Entries with page source code
## Begin

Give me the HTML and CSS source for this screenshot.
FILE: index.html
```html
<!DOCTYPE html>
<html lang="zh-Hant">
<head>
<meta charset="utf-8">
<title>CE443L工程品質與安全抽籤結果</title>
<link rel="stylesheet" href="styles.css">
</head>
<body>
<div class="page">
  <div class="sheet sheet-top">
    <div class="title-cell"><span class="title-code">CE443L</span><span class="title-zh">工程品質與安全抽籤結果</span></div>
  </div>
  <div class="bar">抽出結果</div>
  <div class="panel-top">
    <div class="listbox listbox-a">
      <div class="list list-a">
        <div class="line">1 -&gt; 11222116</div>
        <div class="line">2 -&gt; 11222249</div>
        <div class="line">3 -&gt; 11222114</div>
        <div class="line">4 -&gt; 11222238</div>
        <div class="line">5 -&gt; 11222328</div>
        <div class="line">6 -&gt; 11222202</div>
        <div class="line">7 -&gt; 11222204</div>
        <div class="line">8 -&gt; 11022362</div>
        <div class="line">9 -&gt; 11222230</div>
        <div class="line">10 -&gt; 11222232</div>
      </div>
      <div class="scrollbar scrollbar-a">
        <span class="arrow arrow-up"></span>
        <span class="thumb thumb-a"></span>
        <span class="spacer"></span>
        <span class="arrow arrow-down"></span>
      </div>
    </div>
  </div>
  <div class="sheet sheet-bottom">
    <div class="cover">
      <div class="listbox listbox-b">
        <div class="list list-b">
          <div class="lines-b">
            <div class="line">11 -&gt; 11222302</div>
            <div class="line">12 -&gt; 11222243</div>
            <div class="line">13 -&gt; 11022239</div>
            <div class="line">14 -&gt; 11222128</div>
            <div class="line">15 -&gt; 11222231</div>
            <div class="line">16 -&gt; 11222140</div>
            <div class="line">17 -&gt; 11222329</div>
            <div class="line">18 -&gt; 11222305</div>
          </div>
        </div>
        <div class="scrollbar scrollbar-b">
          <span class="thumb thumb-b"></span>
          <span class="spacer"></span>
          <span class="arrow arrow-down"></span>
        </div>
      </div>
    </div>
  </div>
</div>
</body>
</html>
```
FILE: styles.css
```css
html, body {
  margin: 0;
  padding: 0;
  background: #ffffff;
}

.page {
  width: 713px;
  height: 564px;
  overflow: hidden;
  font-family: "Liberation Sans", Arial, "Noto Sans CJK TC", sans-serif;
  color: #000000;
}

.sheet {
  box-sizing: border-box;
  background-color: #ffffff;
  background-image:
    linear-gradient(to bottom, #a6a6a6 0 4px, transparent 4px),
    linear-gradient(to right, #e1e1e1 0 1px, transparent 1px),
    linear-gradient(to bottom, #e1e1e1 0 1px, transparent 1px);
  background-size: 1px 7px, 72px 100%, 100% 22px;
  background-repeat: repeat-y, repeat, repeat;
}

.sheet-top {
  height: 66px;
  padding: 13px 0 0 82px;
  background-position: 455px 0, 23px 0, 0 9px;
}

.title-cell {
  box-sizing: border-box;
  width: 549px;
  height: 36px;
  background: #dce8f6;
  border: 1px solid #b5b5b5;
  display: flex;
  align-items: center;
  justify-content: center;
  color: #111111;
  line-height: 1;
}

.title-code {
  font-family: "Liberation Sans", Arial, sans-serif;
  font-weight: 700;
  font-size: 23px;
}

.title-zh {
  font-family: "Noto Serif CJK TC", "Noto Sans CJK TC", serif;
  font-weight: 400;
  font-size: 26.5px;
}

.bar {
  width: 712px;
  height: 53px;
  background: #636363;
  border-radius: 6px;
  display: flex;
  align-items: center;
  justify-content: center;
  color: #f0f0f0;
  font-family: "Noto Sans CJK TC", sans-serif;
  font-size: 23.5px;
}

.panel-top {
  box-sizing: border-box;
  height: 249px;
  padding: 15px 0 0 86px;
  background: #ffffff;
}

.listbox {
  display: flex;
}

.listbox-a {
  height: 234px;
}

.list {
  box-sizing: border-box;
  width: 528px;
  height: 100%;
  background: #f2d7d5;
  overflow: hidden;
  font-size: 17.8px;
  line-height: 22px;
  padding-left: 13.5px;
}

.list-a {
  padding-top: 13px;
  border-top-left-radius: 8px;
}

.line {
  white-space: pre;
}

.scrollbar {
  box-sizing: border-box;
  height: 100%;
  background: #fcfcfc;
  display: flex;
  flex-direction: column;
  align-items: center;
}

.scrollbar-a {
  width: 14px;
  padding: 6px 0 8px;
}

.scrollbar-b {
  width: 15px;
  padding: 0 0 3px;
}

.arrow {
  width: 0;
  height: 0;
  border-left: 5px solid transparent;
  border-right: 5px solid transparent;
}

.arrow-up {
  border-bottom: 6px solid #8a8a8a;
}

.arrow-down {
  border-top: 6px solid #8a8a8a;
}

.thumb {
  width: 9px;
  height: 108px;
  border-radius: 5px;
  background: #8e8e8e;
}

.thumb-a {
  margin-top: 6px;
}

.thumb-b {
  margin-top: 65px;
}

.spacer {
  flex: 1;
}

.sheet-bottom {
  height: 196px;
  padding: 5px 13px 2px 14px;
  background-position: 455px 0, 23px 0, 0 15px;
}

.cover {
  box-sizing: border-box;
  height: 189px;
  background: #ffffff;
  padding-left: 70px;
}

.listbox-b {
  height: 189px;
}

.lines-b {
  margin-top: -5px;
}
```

## End
## Begin

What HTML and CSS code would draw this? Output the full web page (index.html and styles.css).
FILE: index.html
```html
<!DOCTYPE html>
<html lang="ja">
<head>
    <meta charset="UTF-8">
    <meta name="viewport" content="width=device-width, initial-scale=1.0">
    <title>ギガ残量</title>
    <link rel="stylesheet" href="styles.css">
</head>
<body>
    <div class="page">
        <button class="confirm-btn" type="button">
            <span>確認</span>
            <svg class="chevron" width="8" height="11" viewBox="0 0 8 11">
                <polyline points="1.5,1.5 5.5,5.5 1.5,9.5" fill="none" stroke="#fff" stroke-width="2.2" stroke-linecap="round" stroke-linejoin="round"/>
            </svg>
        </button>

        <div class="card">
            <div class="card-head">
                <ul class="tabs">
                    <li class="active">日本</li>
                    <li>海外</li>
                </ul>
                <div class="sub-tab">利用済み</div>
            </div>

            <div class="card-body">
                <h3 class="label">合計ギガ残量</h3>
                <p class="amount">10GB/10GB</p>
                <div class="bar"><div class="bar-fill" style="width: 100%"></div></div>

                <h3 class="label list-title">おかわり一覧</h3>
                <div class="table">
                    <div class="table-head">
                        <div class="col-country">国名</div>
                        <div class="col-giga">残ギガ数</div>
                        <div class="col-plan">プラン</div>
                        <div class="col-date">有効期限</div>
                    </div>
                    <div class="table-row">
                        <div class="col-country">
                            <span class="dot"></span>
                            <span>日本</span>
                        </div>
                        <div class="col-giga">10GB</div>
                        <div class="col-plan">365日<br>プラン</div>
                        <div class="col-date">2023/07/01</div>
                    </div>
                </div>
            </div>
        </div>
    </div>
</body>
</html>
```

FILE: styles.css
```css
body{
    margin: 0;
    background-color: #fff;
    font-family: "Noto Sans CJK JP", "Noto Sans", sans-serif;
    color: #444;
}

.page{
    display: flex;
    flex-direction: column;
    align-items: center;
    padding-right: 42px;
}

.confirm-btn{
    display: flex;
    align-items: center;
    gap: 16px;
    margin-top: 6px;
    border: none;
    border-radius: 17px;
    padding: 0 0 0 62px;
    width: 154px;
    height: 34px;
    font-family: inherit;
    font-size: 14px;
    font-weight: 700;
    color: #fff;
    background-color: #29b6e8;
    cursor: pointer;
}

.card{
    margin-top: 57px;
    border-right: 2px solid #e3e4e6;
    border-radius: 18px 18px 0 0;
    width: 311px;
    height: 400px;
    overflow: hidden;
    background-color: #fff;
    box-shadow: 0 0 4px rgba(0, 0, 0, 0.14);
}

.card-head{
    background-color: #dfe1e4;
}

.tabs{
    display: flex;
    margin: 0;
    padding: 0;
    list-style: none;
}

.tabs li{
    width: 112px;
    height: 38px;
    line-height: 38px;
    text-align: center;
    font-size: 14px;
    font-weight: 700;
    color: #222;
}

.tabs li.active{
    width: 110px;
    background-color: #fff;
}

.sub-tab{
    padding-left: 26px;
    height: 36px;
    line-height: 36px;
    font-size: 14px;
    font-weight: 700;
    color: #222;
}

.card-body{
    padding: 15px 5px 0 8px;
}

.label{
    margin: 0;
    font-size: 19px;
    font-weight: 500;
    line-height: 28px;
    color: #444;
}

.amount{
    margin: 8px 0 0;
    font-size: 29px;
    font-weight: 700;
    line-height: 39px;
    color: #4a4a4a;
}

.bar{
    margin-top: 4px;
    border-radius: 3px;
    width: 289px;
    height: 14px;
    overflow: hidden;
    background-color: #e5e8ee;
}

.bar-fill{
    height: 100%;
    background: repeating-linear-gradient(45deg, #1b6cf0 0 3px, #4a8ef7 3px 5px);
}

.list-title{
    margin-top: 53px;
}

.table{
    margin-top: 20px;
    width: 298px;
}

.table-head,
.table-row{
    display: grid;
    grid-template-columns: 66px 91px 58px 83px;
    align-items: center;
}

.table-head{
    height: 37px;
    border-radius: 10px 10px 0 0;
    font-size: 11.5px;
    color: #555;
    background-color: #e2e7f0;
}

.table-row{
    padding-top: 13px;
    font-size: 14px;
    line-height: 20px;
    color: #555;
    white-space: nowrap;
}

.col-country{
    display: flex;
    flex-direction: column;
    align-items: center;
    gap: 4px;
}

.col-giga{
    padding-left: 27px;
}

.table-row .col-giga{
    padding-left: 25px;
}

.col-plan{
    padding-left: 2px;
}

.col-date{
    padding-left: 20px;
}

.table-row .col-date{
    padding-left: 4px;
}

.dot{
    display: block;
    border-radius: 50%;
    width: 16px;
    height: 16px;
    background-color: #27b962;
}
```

## End

Lines holding the word "this" should be counted across the entries; state only how many there are.

2